So as anyone who has worked with me since around 1995 or so knows that I am a notoriously heavy browser of the web. Since tabbed browsing came out, I have been using a complex two-level hierarchical system to manage my web pages. I’ll have a window that has a general sort of topic – like maybe a web page I’m developing – plus several tabs for some php functions that I’m using or MySQL documentation or whatever. And several other windows set up similarly – sometimes ‘singletons’ for various links I’ve clicked off that people have AIM’ed or Twittered to me. The end result is I can never find anything, and when my browser crashes, I’m screwed. This is why I’ve been so excited about Google Chrome coming to Mac, and about Stainless browser for Mac. Which I still play with, and is getting better every week.
However, I think I’ve just made a change that might have switched up how I use them all. I’ve added a third layer of hierarchy using Fluid. Fluid lets you make little Site-Specific Browsers (SSB’s) for websites you keep open all the time. They show up on the dock as separate applications with their own sets of windows. Basically indistinguishable from a regular Mac OS X application. So here’s how it’s made a difference for me. There are certain sites that I keep open all the time, and certain sites that I’m just browsing and not finished with (hence the window staying open). The ones that I keep open all the time I’ve made little SSB’s for, and closed their windows within my main Safari application (Safari is today’s browser of choice, I switch back and forth from Stainless lately). Now, when I’m trying to find something that’s in one of my always-open applications, it shows up in the dock. I can command-tab to it. Once I’m in it, I can command-squiggle (tilde) to the correct window. Anything that isn’t in one of my always-open applications is in my regular Safari, which only has 5 windows of its own to flip through.

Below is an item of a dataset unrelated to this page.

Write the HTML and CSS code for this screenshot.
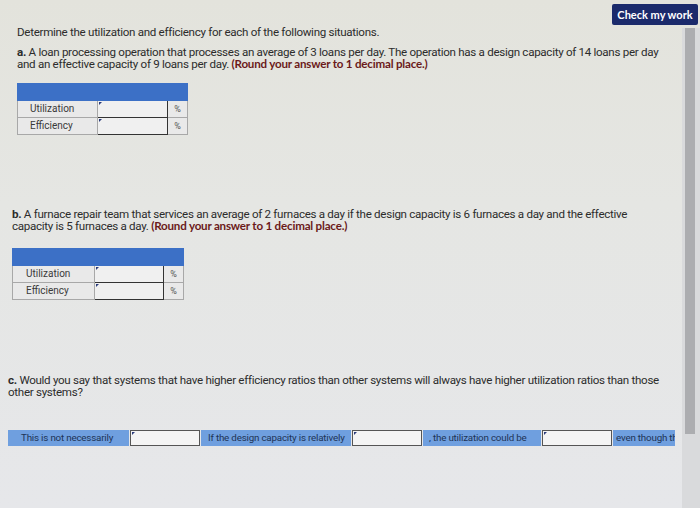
FILE: index.html
```html
<!DOCTYPE html>
<html>
<head>
<meta charset="utf-8">
<link rel="stylesheet" href="styles.css">
</head>
<body>
<div class="page">
  <div class="topbar"><button class="check">Check my work</button></div>
  <p class="intro">Determine the utilization and efficiency for each of the following situations.</p>

  <section class="q qa">
    <p><b>a.</b> A loan processing operation that processes an average of 3 loans per day. The operation has a design capacity of 14 loans per day and an effective capacity of 9 loans per day. <span class="round">(Round your answer to 1 decimal place.)</span></p>
    <table class="grid">
      <tr class="head"><td colspan="3"></td></tr>
      <tr><td class="lbl">Utilization</td><td class="inp"><span class="mark"></span></td><td class="pct">%</td></tr>
      <tr><td class="lbl">Efficiency</td><td class="inp"><span class="mark"></span></td><td class="pct">%</td></tr>
    </table>
  </section>

  <section class="q qb">
    <p><b>b.</b> A furnace repair team that services an average of 2 furnaces a day if the design capacity is 6 furnaces a day and the effective capacity is 5 furnaces a day. <span class="round">(Round your answer to 1 decimal place.)</span></p>
    <table class="grid">
      <tr class="head"><td colspan="3"></td></tr>
      <tr><td class="lbl">Utilization</td><td class="inp"><span class="mark"></span></td><td class="pct">%</td></tr>
      <tr><td class="lbl">Efficiency</td><td class="inp"><span class="mark"></span></td><td class="pct">%</td></tr>
    </table>
  </section>

  <section class="q qc">
    <p><b>c.</b> Would you say that systems that have higher efficiency ratios than other systems will always have higher utilization ratios than those other systems?</p>
    <div class="fill">
      <span class="cell c1">This is not necessarily</span>
      <span class="box b1"><span class="mark"></span></span>
      <span class="cell c2">If the design capacity is relatively</span>
      <span class="box b2"><span class="mark"></span></span>
      <span class="cell c3">, the utilization could be</span>
      <span class="box b3"><span class="mark"></span></span>
      <span class="cell c4">even though th</span>
    </div>
  </section>
  <div class="scroll"><div class="thumb"></div></div>
</div>
</body>
</html>
```
FILE: styles.css
```css
* { box-sizing: border-box; }
html, body { margin: 0; padding: 0; }
body {
  width: 700px; height: 508px; overflow: hidden;
  background: linear-gradient(180deg, #e3e3dc 0%, #e5e6e3 40%, #e6e7ea 100%);
  font-family: Roboto, "Liberation Sans", sans-serif;
  color: #2c2c2c;
}
.page { position: relative; width: 700px; height: 508px; padding: 0 20px 0 17px; }
.topbar { display: flex; justify-content: flex-end; padding-top: 4px; margin-right: -18px; height: 25px; }
.check {
  background: #1b2a6b; color: #fff; border: none; border-radius: 2px;
  font: bold 11px Lato, "Liberation Sans", sans-serif;
  width: 86px; height: 21px; padding: 0;
}
p { margin: 0; font-size: 11.6px; line-height: 12.5px; letter-spacing: -0.3px; }
.intro { margin-top: 1px; }
.qa p { max-width: 660px; }
.q p b { font-weight: bold; }
.round { color: #6b1a1a; font-weight: bold; font-family: Lato, "Liberation Sans", sans-serif; letter-spacing: -0.2px; }
.qa { margin-top: 7px; }
.grid { border-collapse: collapse; margin-top: 12px; font-size: 10px; }
.grid td { padding: 0; height: 17px; border: 1px solid #a8a8a8; background: #e9e9e9; }
.grid .head td { background: #3c70c6; border-color: #3c70c6; height: 17px; }
.grid .lbl { width: 80px; padding-left: 12px; color: #3a3a3a; }
.grid .inp { width: 70px; border: 1.5px solid #333; background: #f0f0f0; position: relative; }
.grid .pct { width: 20px; text-align: center; color: #555; font-size: 9px; }
.mark { position: absolute; left: 1px; top: 1px; width: 0; height: 0; border-left: 3px solid #2a3b7a; border-bottom: 3px solid transparent; }
.qb { margin-top: 73px; margin-left: -5px; }
.qb p { max-width: 634px; }
.qb .grid { margin-top: 15px; }
.qb .grid .lbl { width: 82px; padding-left: 13px; }
.qb .grid .inp { width: 69px; }
.qc { margin-top: 74px; margin-left: -9px; }
.qc p { max-width: 660px; }
.fill { display: flex; align-items: stretch; margin-top: 31px; height: 16px; font-size: 9.8px; letter-spacing: -0.2px; }
.cell { background: #6f9fdf; color: #1e3456; display: flex; align-items: center; padding-left: 6px; white-space: nowrap; overflow: hidden; }
.box { background: #f4f4f4; border: 1.5px solid #555; position: relative; width: 70px; margin: 0 1px; }
.c1 { width: 121px; padding-left: 13px; }
.c2 { width: 150px; padding-left: 7px; }
.c3 { width: 118px; }
.c4 { width: 62px; padding-left: 3px; }
.scroll { position: absolute; right: 0; top: 28px; width: 18px; height: 480px; background: #d9dadc; }
.thumb { margin-left: 3px; width: 10px; height: 406px; background: #acadb0; }
```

It may sound insane, and probably is, but now that I have this new third layer of hierarchy I feel like a great weight has been lifted. Whereas before I would have to go through ruthless window-culling rampages – “Seriously, I’m not going to do anything about this thing I’ve been sent, I’ve left this window open for 3 hours, let’s accept I’m going to do nothing here and close it” – now I don’t need to, because I can get to everything I need. Furthermore, as a bonus (though I haven’t seen it in action yet) I should have some level of crash-isolation – it should hopefully only knock down one of my SSB’s, and not everything. We’ll have to wait and see how that turns out to be.
I’ve tried Fluid before, once, and it didn’t stick. This time, I still have one main problem – cookies won’t pass between SSB’s and/or Safari. For most people this may be okay but it’s annoying for me. Not a huge deal, just annoying. The other thing I did was spend a full 30 minutes or so making sure I had identifiable icons for my SSB’s – this has helped IMMENSELY. Why they haven’t set up a protocol for this that just requests the icons from the websites is totally beyond me, but, whatever, I just did it and it looks…mediocre. Which is good enough for me! I even made a little icon for my own web application that I run all the time.
I shall report back with how it goes, but it really does feel like a huge weight has been lifted from my shoulders right now.